--- Begin ---

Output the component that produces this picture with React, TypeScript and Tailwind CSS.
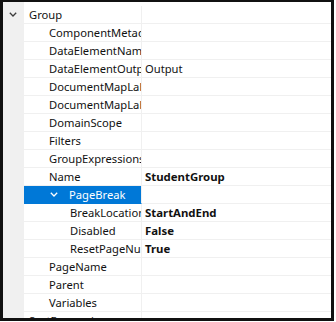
import React from "react";

interface Prop {
  name: string;
  value?: string;
  level: 0 | 1 | 2;
  expandable?: boolean;
  selected?: boolean;
  gutterChevron?: boolean;
  plainValue?: boolean;
}

const props: Prop[] = [
  { name: "Group", level: 0, gutterChevron: true },
  { name: "ComponentMetadata", level: 1 },
  { name: "DataElementName", level: 1 },
  { name: "DataElementOutput", value: "Output", level: 1, plainValue: true },
  { name: "DocumentMapLabel", level: 1 },
  { name: "DocumentMapLabelLocId", level: 1 },
  { name: "DomainScope", level: 1 },
  { name: "Filters", level: 1 },
  { name: "GroupExpressions", level: 1 },
  { name: "Name", value: "StudentGroup", level: 1 },
  { name: "PageBreak", level: 1, expandable: true, selected: true },
  { name: "BreakLocation", value: "StartAndEnd", level: 2 },
  { name: "Disabled", value: "False", level: 2 },
  { name: "ResetPageNumber", value: "True", level: 2 },
  { name: "PageName", level: 1 },
  { name: "Parent", level: 1 },
  { name: "Variables", level: 1 },
  { name: "SortExpressions", level: 0 },
];

function Chevron({ white }: { white?: boolean }) {
  return (
    <svg width="8" height="5" viewBox="0 0 8 5" className="shrink-0">
      <polyline
        points="0.8,0.8 4,4 7.2,0.8"
        fill="none"
        stroke={white ? "#ffffff" : "#3c3c3c"}
        strokeWidth={1.3}
      />
    </svg>
  );
}

const indent = ["pl-[5px]", "pl-[25px]", "pl-[46px]"];

export default function App() {
  return (
    <div className="w-[336px] h-[322px] bg-white">
      <div
        className="w-[334px] h-[321px] overflow-hidden border-t-2 border-l-[3px] border-r-[3px] border-b-[3px] border-[#111] bg-white text-[11.2px] text-[#111]"
        style={{ fontFamily: '"Noto Sans", "Segoe UI", sans-serif' }}
      >
        <div className="flex h-[4px]">
          <div className="w-[21px] bg-[#f0f0f0]" />
        </div>
        {props.map((p, i) => (
          <div key={i} className="flex h-[18px]">
            <div className="w-[21px] shrink-0 bg-[#f0f0f0] flex items-center pl-[6px] pb-[1px]">
              {p.gutterChevron && <Chevron />}
            </div>
            <div
              className={`w-[118px] shrink-0 flex items-center overflow-hidden whitespace-nowrap border-b border-r border-[#f0f0f0] leading-[17px] ${indent[p.level]} ${
                p.selected ? "bg-[#0078d7] text-white border-b-[#0078d7]" : ""
              }`}
            >
              {p.expandable && (
                <span className="w-[20px] shrink-0 flex items-center pl-[1px]">
                  <Chevron white={p.selected} />
                </span>
              )}
              <span>{p.name}</span>
            </div>
            <div
              className={`flex-1 flex items-center pl-[3px] border-b border-[#f0f0f0] leading-[17px] whitespace-nowrap ${
                p.plainValue ? "" : "font-bold text-[11.4px]"
              }`}
            >
              {p.value}
            </div>
          </div>
        ))}
      </div>
    </div>
  );
}
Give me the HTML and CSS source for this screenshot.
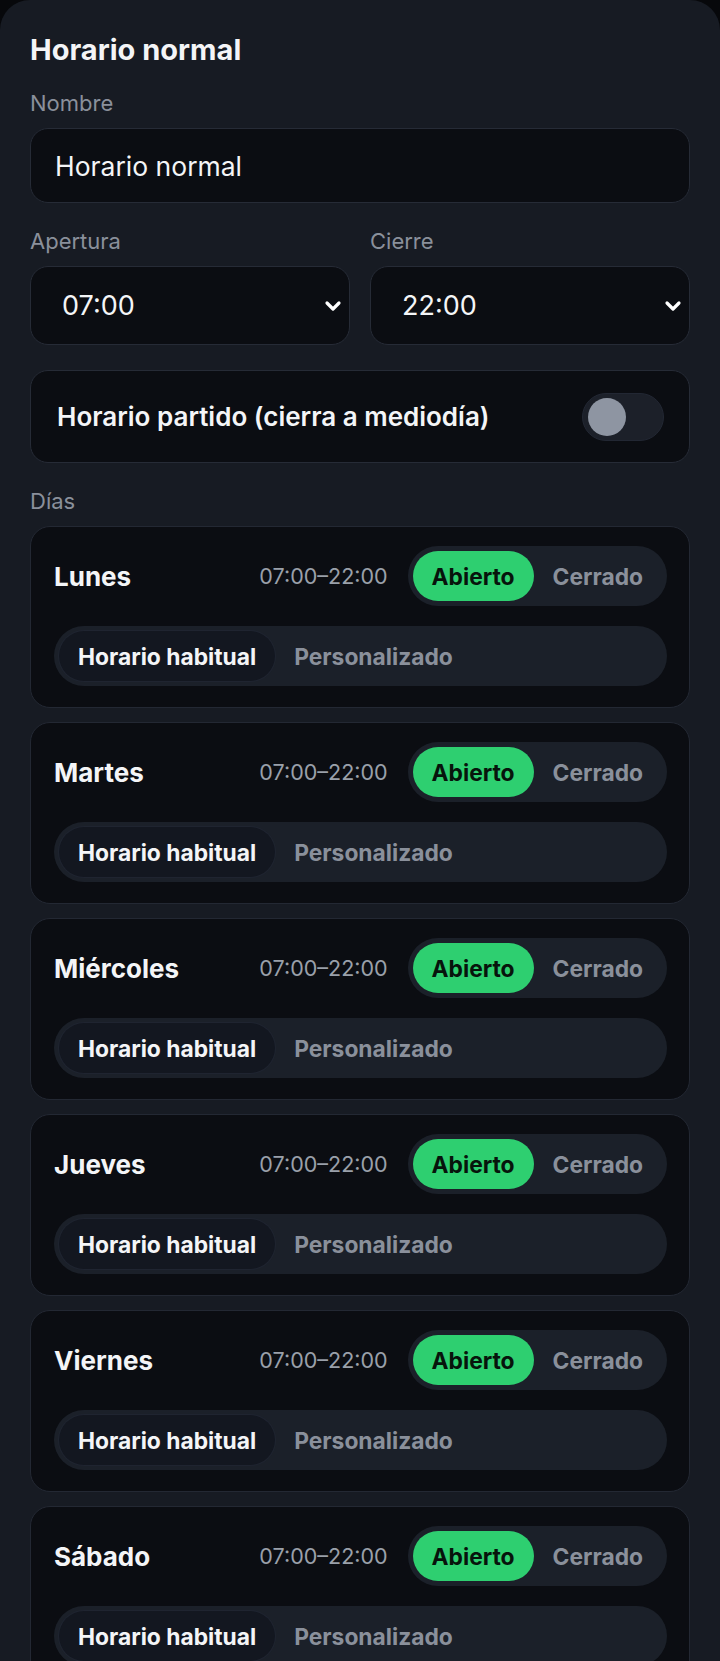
FILE: index.html
```html
<!DOCTYPE html>
<html lang="es">

<head>
    <meta charset="UTF-8">
    <title>Horario normal</title>
    <link rel="stylesheet" href="styles.css">
</head>

<body>
    <div class="sheet">
        <h1 class="sheet-title">Horario normal</h1>

        <!-- Nombre -->
        <label class="field-label">Nombre</label>
        <div class="text-box">Horario normal</div>

        <!-- Apertura / Cierre -->
        <div class="time-grid">
            <div class="time-col">
                <label class="field-label">Apertura</label>
                <div class="select-box">
                    <span>07:00</span>
                    <svg class="chevron" width="18" height="12" viewBox="0 0 18 12"><path d="M3 3 L9 9 L15 3" fill="none" stroke="#fff" stroke-width="3.2" stroke-linecap="round" stroke-linejoin="round"/></svg>
                </div>
            </div>
            <div class="time-col">
                <label class="field-label">Cierre</label>
                <div class="select-box">
                    <span>22:00</span>
                    <svg class="chevron" width="18" height="12" viewBox="0 0 18 12"><path d="M3 3 L9 9 L15 3" fill="none" stroke="#fff" stroke-width="3.2" stroke-linecap="round" stroke-linejoin="round"/></svg>
                </div>
            </div>
        </div>

        <!-- Horario partido -->
        <div class="split-box">
            <span class="split-text">Horario partido (cierra a mediodía)</span>
            <div class="switch"><div class="switch-knob"></div></div>
        </div>

        <label class="field-label days-label">Días</label>

        <div class="day-list">
            <div class="day-card">
                <div class="day-top">
                    <span class="day-name">Lunes</span>
                    <span class="day-hours">07:00–22:00</span>
                    <div class="seg">
                        <span class="seg-item open">Abierto</span>
                        <span class="seg-item">Cerrado</span>
                    </div>
                </div>
                <div class="seg seg-wide">
                    <span class="seg-item current">Horario habitual</span>
                    <span class="seg-item">Personalizado</span>
                </div>
            </div>

            <div class="day-card">
                <div class="day-top">
                    <span class="day-name">Martes</span>
                    <span class="day-hours">07:00–22:00</span>
                    <div class="seg">
                        <span class="seg-item open">Abierto</span>
                        <span class="seg-item">Cerrado</span>
                    </div>
                </div>
                <div class="seg seg-wide">
                    <span class="seg-item current">Horario habitual</span>
                    <span class="seg-item">Personalizado</span>
                </div>
            </div>

            <div class="day-card">
                <div class="day-top">
                    <span class="day-name">Miércoles</span>
                    <span class="day-hours">07:00–22:00</span>
                    <div class="seg">
                        <span class="seg-item open">Abierto</span>
                        <span class="seg-item">Cerrado</span>
                    </div>
                </div>
                <div class="seg seg-wide">
                    <span class="seg-item current">Horario habitual</span>
                    <span class="seg-item">Personalizado</span>
                </div>
            </div>

            <div class="day-card">
                <div class="day-top">
                    <span class="day-name">Jueves</span>
                    <span class="day-hours">07:00–22:00</span>
                    <div class="seg">
                        <span class="seg-item open">Abierto</span>
                        <span class="seg-item">Cerrado</span>
                    </div>
                </div>
                <div class="seg seg-wide">
                    <span class="seg-item current">Horario habitual</span>
                    <span class="seg-item">Personalizado</span>
                </div>
            </div>

            <div class="day-card">
                <div class="day-top">
                    <span class="day-name">Viernes</span>
                    <span class="day-hours">07:00–22:00</span>
                    <div class="seg">
                        <span class="seg-item open">Abierto</span>
                        <span class="seg-item">Cerrado</span>
                    </div>
                </div>
                <div class="seg seg-wide">
                    <span class="seg-item current">Horario habitual</span>
                    <span class="seg-item">Personalizado</span>
                </div>
            </div>

            <div class="day-card">
                <div class="day-top">
                    <span class="day-name">Sábado</span>
                    <span class="day-hours">07:00–22:00</span>
                    <div class="seg">
                        <span class="seg-item open">Abierto</span>
                        <span class="seg-item">Cerrado</span>
                    </div>
                </div>
                <div class="seg seg-wide">
                    <span class="seg-item current">Horario habitual</span>
                    <span class="seg-item">Personalizado</span>
                </div>
            </div>
        </div>
    </div>
</body>

</html>
```

FILE: styles.css
```css
/* Base */
body {
    margin: 0;
    padding: 0;
    background: #07080b;
    color: #f4f5f7;
    font-family: Inter, "Noto Sans", sans-serif;
    overflow: hidden;
}

.sheet {
    background: #171b23;
    border-radius: 30px 30px 0 0;
    padding: 32px 30px 0 30px;
    height: 1661px;
    box-sizing: border-box;
    overflow: hidden;
}

.sheet-title {
    margin: 0;
    font-size: 29px;
    line-height: 36px;
    font-weight: 700;
}

.field-label {
    display: block;
    margin-top: 21px;
    font-size: 22px;
    line-height: 28px;
    color: #8a909b;
}

/* Inputs */
.text-box {
    margin-top: 11px;
    height: 75px;
    box-sizing: border-box;
    padding: 0 24px;
    display: flex;
    align-items: center;
    background: #0b0d12;
    border: 1px solid #262b36;
    border-radius: 18px;
    font-size: 26.5px;
}

.time-grid {
    display: grid;
    grid-template-columns: 1fr 1fr;
    gap: 20px;
    margin-top: 24px;
}

.time-grid .field-label {
    margin-top: 0;
}

.select-box {
    margin-top: 11px;
    height: 79px;
    box-sizing: border-box;
    padding: 0 7px 0 31px;
    display: flex;
    align-items: center;
    justify-content: space-between;
    background: #0b0d12;
    border: 1px solid #262b36;
    border-radius: 18px;
    font-size: 27px;
}

.chevron {
    display: block;
}

/* Split schedule switch */
.split-box {
    margin-top: 25px;
    height: 93px;
    box-sizing: border-box;
    padding: 0 25px 0 26px;
    display: flex;
    align-items: center;
    justify-content: space-between;
    background: #0b0d12;
    border: 1px solid #262b36;
    border-radius: 18px;
}

.split-text {
    font-size: 26px;
    font-weight: 600;
}

.switch {
    width: 82px;
    height: 48px;
    box-sizing: border-box;
    padding: 4px 5px;
    background: #1c2029;
    border: 1px solid #222733;
    border-radius: 24px;
}

.switch-knob {
    width: 38px;
    height: 38px;
    border-radius: 50%;
    background: #8e95a2;
}

.days-label {
    margin-top: 24px;
}

/* Day cards */
.day-list {
    display: flex;
    flex-direction: column;
    gap: 14px;
    margin-top: 11px;
}

.day-card {
    background: #0b0d12;
    border: 1px solid #232833;
    border-radius: 20px;
    padding: 19px 22px 21px 23px;
    display: flex;
    flex-direction: column;
    gap: 20px;
}

.day-top {
    display: flex;
    align-items: center;
    gap: 20px;
}

.day-name {
    flex: 1;
    font-size: 26px;
    font-weight: 700;
}

.day-hours {
    font-size: 21.5px;
    color: #9aa0aa;
}

.seg {
    display: flex;
    height: 60px;
    box-sizing: border-box;
    padding: 5px;
    background: #1b2029;
    border-radius: 30px;
}

.seg-item {
    display: flex;
    align-items: center;
    padding: 0 19px;
    border-radius: 25px;
    font-size: 22.8px;
    font-weight: 700;
    color: #8a909b;
}

.seg-item.open {
    background: #2ecf70;
    color: #07140c;
}

.seg-item.current {
    background: #131720;
    color: #f4f5f7;
    box-shadow: 0 0 0 1px #1f2430;
}
```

--- End ---

→ **Task to carry out**
Take the lines from the first line of the entries through the line with "import React from", inclusive, and give them again exactly, minus any pictures.

→ **Response below**
Output the component that produces this picture with React, TypeScript and Tailwind CSS.
import React from "react";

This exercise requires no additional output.